When the sinner falls down at God's feet—He spreads his mantle over him and keeps him under the shadow of his wings as in a strong tower. This man is highly valued by God himself—for He delights in and dwells with the humble and contrite in heart.
Whoever possesses this heart-humility within him, will manifest it in his life and conduct. He will no more show pride, passion, and resentment towards his fellow-creatures. Having learned of Jesus—he is meek and lowly both before God and towards man. Conscious of the manifold transgressions and numerous sins which he has to be pardoned every day and every hour of the day—he can easily forgive his fellow-sinners when they offend him. Sensible of his own frailty—he is tender and merciful to others.
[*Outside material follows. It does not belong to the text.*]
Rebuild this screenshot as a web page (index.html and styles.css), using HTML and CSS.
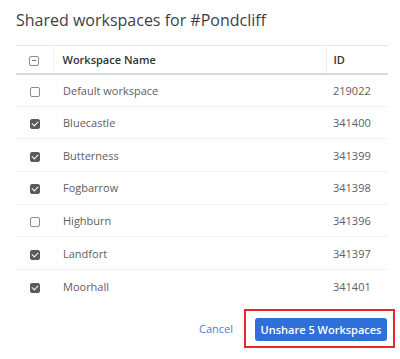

We may safely say, that whatever views and feelings we have, which do not tend to humble us before God, which do not lead as to abhor ourselves, and make us compassionate and tender towards our fellow-creatures—they cannot be from God, but from Satan transformed into an angel of light. "God sees the proud afar off, but gives grace to the humble and meek"—not to make him proud of his attainments, but to make him still more humble, and still more vile in his own eyes.
The believer needs not to proclaim to the world what blessed and glorious views he has, and what happy feelings he enjoys; for these will manifest themselves in his poverty and humility of spirit, if they are from God.
Hence we see, that to grow in grace, and to grow in humility—mean the same thing, and should convey the same idea to our minds.
This humble state may appear to those who are superficially religious—to be gloomy and comfortless. But if we advert to what the Scriptures say of it, we shall find it to be quite the reverse. Though it be a valley—yet it is a valley well-watered with the healthful streams of salvation; and through it, the still waters of comfort flow. Here are the rich green pastures in which the Shepherd of Israel feeds his flock, and restores their souls to the image of God.
What is said of Satan may, with equal propriety, be said of his subjects, "They walk in dry places." But God's sheep have a portion well watered with the upper and lower fountains. In this valley is the well of living waters, and through it the streams of Lebanon flow. Canticles 4.15. Here is the garden of the Lord, enriched with many sweet-smelling flowers. Here is his vineyard, stored with all manner of pleasant fruits, yes, "the fruits of the valley." Canticles 6.11. Here the generous vines flourish, and the fragrant pomegranates bud. It is a land flowing with milk and honey.
Here let sinners come from their dry and lofty places, and drink wine and milk without money and without price. Though the inhabitants sometimes, with David, water their couches with their tears—yet God bottles their tears, and these shall be turned into wine at the marriage-supper of the Lamb! The woman mentioned in Luke 7 was an eminent inhabitant of this valley. So full was she of the waters of life, that she poured them down in streams on the Savior; she washed him with tears—who washed her in his blood! "She loved much"—this expression shows her happiness and the excess of joy which filled her heart. Her comfort was proportioned to her grief—and her joy was proportioned to her sorrow. These go hand in hand in the Christian. If rivers of tears flow from their eyes—they drink also of that river which makes glad the city of God.
Hence it appears, that they and they only, who live in this humble and penitent state, "find pasture" and thrive. It is barren and dry everywhere else—and God's sheep go astray when they leave this valley. If it is good to walk humbly with God, notwithstanding all our eminent graces and high attainments—the contrary must be hurtful to ourselves, and dishonorable to God. If Enoch found Heaven by walking humbly with his God—then those who are encompassed about with pride as with a chain, walk in slippery places, and shall be cast into destruction. The Lord looks upon him who is "poor and of a contrite heart;" but his "face is against the proud."